→ The problem
Restate the whole listing word for word. Pictures are left out.

## Start

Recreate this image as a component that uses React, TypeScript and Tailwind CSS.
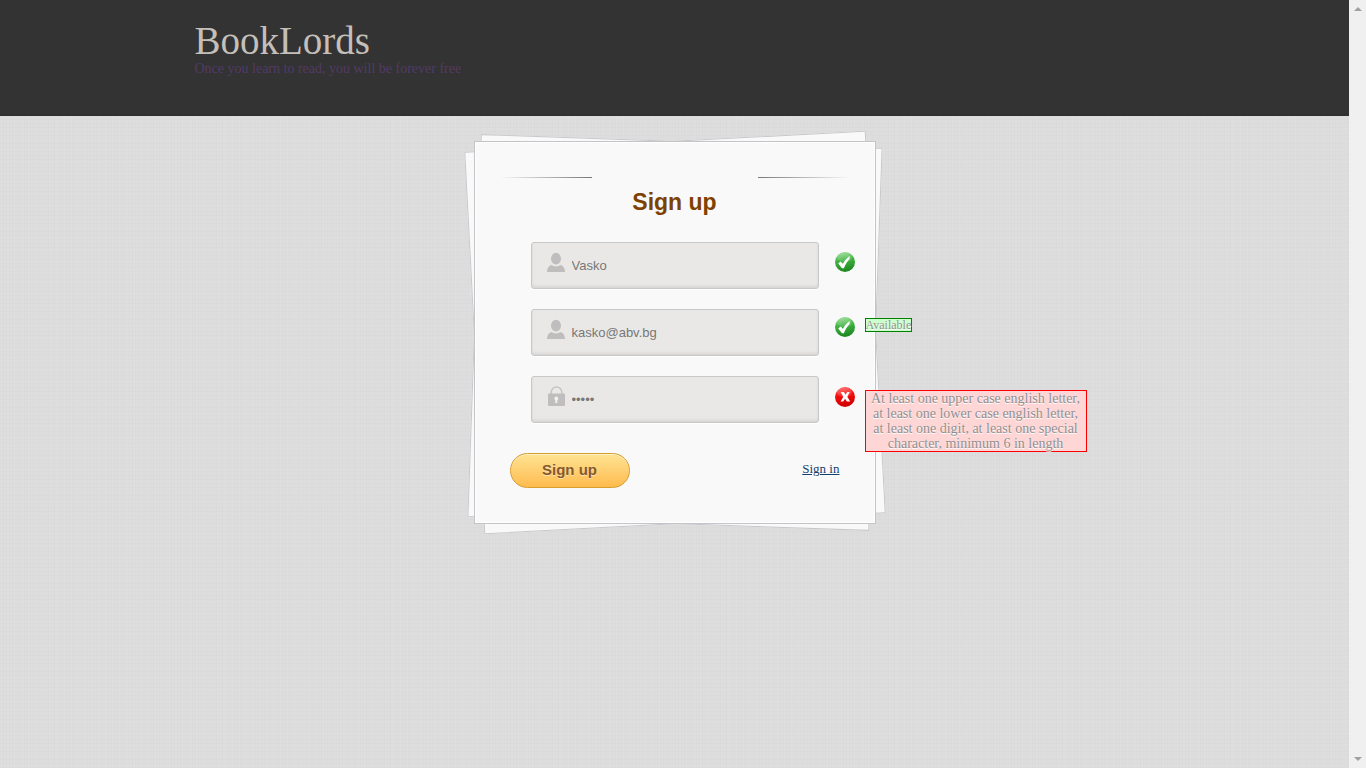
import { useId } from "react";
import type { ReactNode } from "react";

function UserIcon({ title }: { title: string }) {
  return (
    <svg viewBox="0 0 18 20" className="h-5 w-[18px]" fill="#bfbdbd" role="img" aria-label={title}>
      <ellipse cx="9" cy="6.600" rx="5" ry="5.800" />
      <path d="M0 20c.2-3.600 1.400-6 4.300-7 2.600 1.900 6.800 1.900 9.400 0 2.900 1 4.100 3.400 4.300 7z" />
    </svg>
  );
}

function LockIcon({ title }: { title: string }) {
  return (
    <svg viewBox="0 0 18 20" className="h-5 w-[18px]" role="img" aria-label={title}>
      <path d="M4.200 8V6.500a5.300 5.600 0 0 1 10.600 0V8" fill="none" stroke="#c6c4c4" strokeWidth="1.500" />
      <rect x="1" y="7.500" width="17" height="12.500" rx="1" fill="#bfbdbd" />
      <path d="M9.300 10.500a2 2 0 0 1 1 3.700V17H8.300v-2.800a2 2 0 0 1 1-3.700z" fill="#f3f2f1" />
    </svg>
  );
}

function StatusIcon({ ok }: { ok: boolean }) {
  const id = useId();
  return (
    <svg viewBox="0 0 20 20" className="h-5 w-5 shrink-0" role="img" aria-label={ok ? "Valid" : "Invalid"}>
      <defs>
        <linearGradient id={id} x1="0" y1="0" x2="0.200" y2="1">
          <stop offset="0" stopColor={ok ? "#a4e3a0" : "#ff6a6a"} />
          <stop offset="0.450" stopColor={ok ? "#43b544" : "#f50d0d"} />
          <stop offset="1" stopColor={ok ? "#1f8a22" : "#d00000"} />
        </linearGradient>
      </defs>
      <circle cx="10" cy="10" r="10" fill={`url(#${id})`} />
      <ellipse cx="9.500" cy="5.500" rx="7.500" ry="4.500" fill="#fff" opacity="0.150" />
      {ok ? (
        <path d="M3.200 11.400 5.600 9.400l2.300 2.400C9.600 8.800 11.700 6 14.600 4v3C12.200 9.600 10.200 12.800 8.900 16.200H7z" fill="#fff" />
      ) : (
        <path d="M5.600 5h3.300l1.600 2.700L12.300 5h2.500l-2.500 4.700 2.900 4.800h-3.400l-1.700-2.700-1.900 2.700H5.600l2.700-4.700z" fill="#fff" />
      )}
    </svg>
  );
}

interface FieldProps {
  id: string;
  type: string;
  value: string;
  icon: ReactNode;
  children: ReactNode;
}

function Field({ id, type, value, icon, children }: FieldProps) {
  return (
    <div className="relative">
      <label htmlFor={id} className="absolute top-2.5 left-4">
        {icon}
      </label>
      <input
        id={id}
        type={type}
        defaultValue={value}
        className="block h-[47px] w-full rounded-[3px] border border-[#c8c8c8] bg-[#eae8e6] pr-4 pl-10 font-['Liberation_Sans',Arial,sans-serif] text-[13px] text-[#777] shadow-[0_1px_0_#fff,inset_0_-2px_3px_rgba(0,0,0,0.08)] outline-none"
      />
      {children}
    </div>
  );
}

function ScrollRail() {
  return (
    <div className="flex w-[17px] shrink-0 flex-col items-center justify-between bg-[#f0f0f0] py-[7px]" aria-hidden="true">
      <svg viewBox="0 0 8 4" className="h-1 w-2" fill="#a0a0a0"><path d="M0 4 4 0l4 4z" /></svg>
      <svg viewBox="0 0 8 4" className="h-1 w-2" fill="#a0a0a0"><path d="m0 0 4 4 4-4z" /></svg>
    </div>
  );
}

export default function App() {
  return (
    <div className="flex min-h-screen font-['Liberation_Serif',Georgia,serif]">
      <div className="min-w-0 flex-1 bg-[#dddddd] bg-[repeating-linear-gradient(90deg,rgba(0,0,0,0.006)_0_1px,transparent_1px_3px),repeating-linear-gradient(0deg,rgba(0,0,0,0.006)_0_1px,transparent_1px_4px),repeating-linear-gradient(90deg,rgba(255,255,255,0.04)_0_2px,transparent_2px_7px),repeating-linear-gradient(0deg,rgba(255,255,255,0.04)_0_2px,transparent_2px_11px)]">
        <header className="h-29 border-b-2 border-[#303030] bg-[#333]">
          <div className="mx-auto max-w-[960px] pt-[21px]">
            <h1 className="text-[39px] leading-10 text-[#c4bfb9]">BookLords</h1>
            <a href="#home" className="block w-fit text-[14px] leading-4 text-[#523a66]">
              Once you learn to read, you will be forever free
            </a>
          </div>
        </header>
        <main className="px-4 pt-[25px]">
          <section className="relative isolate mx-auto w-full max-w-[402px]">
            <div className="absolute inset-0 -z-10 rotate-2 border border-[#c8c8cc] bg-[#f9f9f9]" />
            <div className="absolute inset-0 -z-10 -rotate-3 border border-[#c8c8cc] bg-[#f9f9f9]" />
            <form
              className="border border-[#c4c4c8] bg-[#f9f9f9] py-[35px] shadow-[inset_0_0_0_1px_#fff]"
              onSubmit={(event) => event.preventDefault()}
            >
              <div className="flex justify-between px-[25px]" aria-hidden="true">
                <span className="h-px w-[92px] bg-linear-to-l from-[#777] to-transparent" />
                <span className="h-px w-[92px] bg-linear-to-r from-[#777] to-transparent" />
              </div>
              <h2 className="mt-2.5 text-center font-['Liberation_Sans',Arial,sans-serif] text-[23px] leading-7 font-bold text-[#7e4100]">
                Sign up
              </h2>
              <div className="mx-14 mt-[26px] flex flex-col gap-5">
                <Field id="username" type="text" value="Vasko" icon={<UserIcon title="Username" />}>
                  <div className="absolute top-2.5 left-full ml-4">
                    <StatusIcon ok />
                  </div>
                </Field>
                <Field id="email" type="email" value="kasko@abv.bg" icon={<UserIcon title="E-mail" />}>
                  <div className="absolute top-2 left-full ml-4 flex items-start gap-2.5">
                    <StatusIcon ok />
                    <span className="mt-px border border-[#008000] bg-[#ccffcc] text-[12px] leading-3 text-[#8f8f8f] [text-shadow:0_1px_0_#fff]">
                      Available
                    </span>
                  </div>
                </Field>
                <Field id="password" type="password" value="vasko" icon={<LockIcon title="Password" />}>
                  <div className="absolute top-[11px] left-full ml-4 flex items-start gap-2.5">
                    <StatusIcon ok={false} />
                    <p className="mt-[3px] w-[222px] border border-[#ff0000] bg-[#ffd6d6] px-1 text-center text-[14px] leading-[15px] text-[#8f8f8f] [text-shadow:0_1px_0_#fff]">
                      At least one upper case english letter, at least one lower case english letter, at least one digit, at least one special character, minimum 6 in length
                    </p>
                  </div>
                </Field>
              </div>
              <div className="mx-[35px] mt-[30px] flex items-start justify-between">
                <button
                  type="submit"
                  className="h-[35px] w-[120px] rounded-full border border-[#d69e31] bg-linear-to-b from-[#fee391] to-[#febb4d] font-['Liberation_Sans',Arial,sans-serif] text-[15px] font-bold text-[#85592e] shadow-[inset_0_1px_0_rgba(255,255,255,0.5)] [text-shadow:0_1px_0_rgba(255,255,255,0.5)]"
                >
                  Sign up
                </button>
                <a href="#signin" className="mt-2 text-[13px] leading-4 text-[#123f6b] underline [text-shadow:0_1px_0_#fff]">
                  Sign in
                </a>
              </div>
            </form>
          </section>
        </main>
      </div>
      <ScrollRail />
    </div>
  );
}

## End

→ Answer to this exercise
Recreate this image as a component that uses React, TypeScript and Tailwind CSS.
import { useId } from "react";
import type { ReactNode } from "react";

function UserIcon({ title }: { title: string }) {
  return (
    <svg viewBox="0 0 18 20" className="h-5 w-[18px]" fill="#bfbdbd" role="img" aria-label={title}>
      <ellipse cx="9" cy="6.600" rx="5" ry="5.800" />
      <path d="M0 20c.2-3.600 1.400-6 4.300-7 2.600 1.900 6.800 1.900 9.400 0 2.900 1 4.100 3.400 4.300 7z" />
    </svg>
  );
}

function LockIcon({ title }: { title: string }) {
  return (
    <svg viewBox="0 0 18 20" className="h-5 w-[18px]" role="img" aria-label={title}>
      <path d="M4.200 8V6.500a5.300 5.600 0 0 1 10.600 0V8" fill="none" stroke="#c6c4c4" strokeWidth="1.500" />
      <rect x="1" y="7.500" width="17" height="12.500" rx="1" fill="#bfbdbd" />
      <path d="M9.300 10.500a2 2 0 0 1 1 3.700V17H8.300v-2.800a2 2 0 0 1 1-3.700z" fill="#f3f2f1" />
    </svg>
  );
}

function StatusIcon({ ok }: { ok: boolean }) {
  const id = useId();
  return (
    <svg viewBox="0 0 20 20" className="h-5 w-5 shrink-0" role="img" aria-label={ok ? "Valid" : "Invalid"}>
      <defs>
        <linearGradient id={id} x1="0" y1="0" x2="0.200" y2="1">
          <stop offset="0" stopColor={ok ? "#a4e3a0" : "#ff6a6a"} />
          <stop offset="0.450" stopColor={ok ? "#43b544" : "#f50d0d"} />
          <stop offset="1" stopColor={ok ? "#1f8a22" : "#d00000"} />
        </linearGradient>
      </defs>
      <circle cx="10" cy="10" r="10" fill={`url(#${id})`} />
      <ellipse cx="9.500" cy="5.500" rx="7.500" ry="4.500" fill="#fff" opacity="0.150" />
      {ok ? (
        <path d="M3.200 11.400 5.600 9.400l2.300 2.400C9.600 8.800 11.700 6 14.600 4v3C12.200 9.600 10.200 12.800 8.900 16.200H7z" fill="#fff" />
      ) : (
        <path d="M5.600 5h3.300l1.600 2.700L12.300 5h2.500l-2.500 4.700 2.900 4.800h-3.400l-1.700-2.700-1.900 2.700H5.600l2.700-4.700z" fill="#fff" />
      )}
    </svg>
  );
}

interface FieldProps {
  id: string;
  type: string;
  value: string;
  icon: ReactNode;
  children: ReactNode;
}

function Field({ id, type, value, icon, children }: FieldProps) {
  return (
    <div className="relative">
      <label htmlFor={id} className="absolute top-2.5 left-4">
        {icon}
      </label>
      <input
        id={id}
        type={type}
        defaultValue={value}
        className="block h-[47px] w-full rounded-[3px] border border-[#c8c8c8] bg-[#eae8e6] pr-4 pl-10 font-['Liberation_Sans',Arial,sans-serif] text-[13px] text-[#777] shadow-[0_1px_0_#fff,inset_0_-2px_3px_rgba(0,0,0,0.08)] outline-none"
      />
      {children}
    </div>
  );
}

function ScrollRail() {
  return (
    <div className="flex w-[17px] shrink-0 flex-col items-center justify-between bg-[#f0f0f0] py-[7px]" aria-hidden="true">
      <svg viewBox="0 0 8 4" className="h-1 w-2" fill="#a0a0a0"><path d="M0 4 4 0l4 4z" /></svg>
      <svg viewBox="0 0 8 4" className="h-1 w-2" fill="#a0a0a0"><path d="m0 0 4 4 4-4z" /></svg>
    </div>
  );
}

export default function App() {
  return (
    <div className="flex min-h-screen font-['Liberation_Serif',Georgia,serif]">
      <div className="min-w-0 flex-1 bg-[#dddddd] bg-[repeating-linear-gradient(90deg,rgba(0,0,0,0.006)_0_1px,transparent_1px_3px),repeating-linear-gradient(0deg,rgba(0,0,0,0.006)_0_1px,transparent_1px_4px),repeating-linear-gradient(90deg,rgba(255,255,255,0.04)_0_2px,transparent_2px_7px),repeating-linear-gradient(0deg,rgba(255,255,255,0.04)_0_2px,transparent_2px_11px)]">
        <header className="h-29 border-b-2 border-[#303030] bg-[#333]">
          <div className="mx-auto max-w-[960px] pt-[21px]">
            <h1 className="text-[39px] leading-10 text-[#c4bfb9]">BookLords</h1>
            <a href="#home" className="block w-fit text-[14px] leading-4 text-[#523a66]">
              Once you learn to read, you will be forever free
            </a>
          </div>
        </header>
        <main className="px-4 pt-[25px]">
          <section className="relative isolate mx-auto w-full max-w-[402px]">
            <div className="absolute inset-0 -z-10 rotate-2 border border-[#c8c8cc] bg-[#f9f9f9]" />
            <div className="absolute inset-0 -z-10 -rotate-3 border border-[#c8c8cc] bg-[#f9f9f9]" />
            <form
              className="border border-[#c4c4c8] bg-[#f9f9f9] py-[35px] shadow-[inset_0_0_0_1px_#fff]"
              onSubmit={(event) => event.preventDefault()}
            >
              <div className="flex justify-between px-[25px]" aria-hidden="true">
                <span className="h-px w-[92px] bg-linear-to-l from-[#777] to-transparent" />
                <span className="h-px w-[92px] bg-linear-to-r from-[#777] to-transparent" />
              </div>
              <h2 className="mt-2.5 text-center font-['Liberation_Sans',Arial,sans-serif] text-[23px] leading-7 font-bold text-[#7e4100]">
                Sign up
              </h2>
              <div className="mx-14 mt-[26px] flex flex-col gap-5">
                <Field id="username" type="text" value="Vasko" icon={<UserIcon title="Username" />}>
                  <div className="absolute top-2.5 left-full ml-4">
                    <StatusIcon ok />
                  </div>
                </Field>
                <Field id="email" type="email" value="kasko@abv.bg" icon={<UserIcon title="E-mail" />}>
                  <div className="absolute top-2 left-full ml-4 flex items-start gap-2.5">
                    <StatusIcon ok />
                    <span className="mt-px border border-[#008000] bg-[#ccffcc] text-[12px] leading-3 text-[#8f8f8f] [text-shadow:0_1px_0_#fff]">
                      Available
                    </span>
                  </div>
                </Field>
                <Field id="password" type="password" value="vasko" icon={<LockIcon title="Password" />}>
                  <div className="absolute top-[11px] left-full ml-4 flex items-start gap-2.5">
                    <StatusIcon ok={false} />
                    <p className="mt-[3px] w-[222px] border border-[#ff0000] bg-[#ffd6d6] px-1 text-center text-[14px] leading-[15px] text-[#8f8f8f] [text-shadow:0_1px_0_#fff]">
                      At least one upper case english letter, at least one lower case english letter, at least one digit, at least one special character, minimum 6 in length
                    </p>
                  </div>
                </Field>
              </div>
              <div className="mx-[35px] mt-[30px] flex items-start justify-between">
                <button
                  type="submit"
                  className="h-[35px] w-[120px] rounded-full border border-[#d69e31] bg-linear-to-b from-[#fee391] to-[#febb4d] font-['Liberation_Sans',Arial,sans-serif] text-[15px] font-bold text-[#85592e] shadow-[inset_0_1px_0_rgba(255,255,255,0.5)] [text-shadow:0_1px_0_rgba(255,255,255,0.5)]"
                >
                  Sign up
                </button>
                <a href="#signin" className="mt-2 text-[13px] leading-4 text-[#123f6b] underline [text-shadow:0_1px_0_#fff]">
                  Sign in
                </a>
              </div>
            </form>
          </section>
        </main>
      </div>
      <ScrollRail />
    </div>
  );
}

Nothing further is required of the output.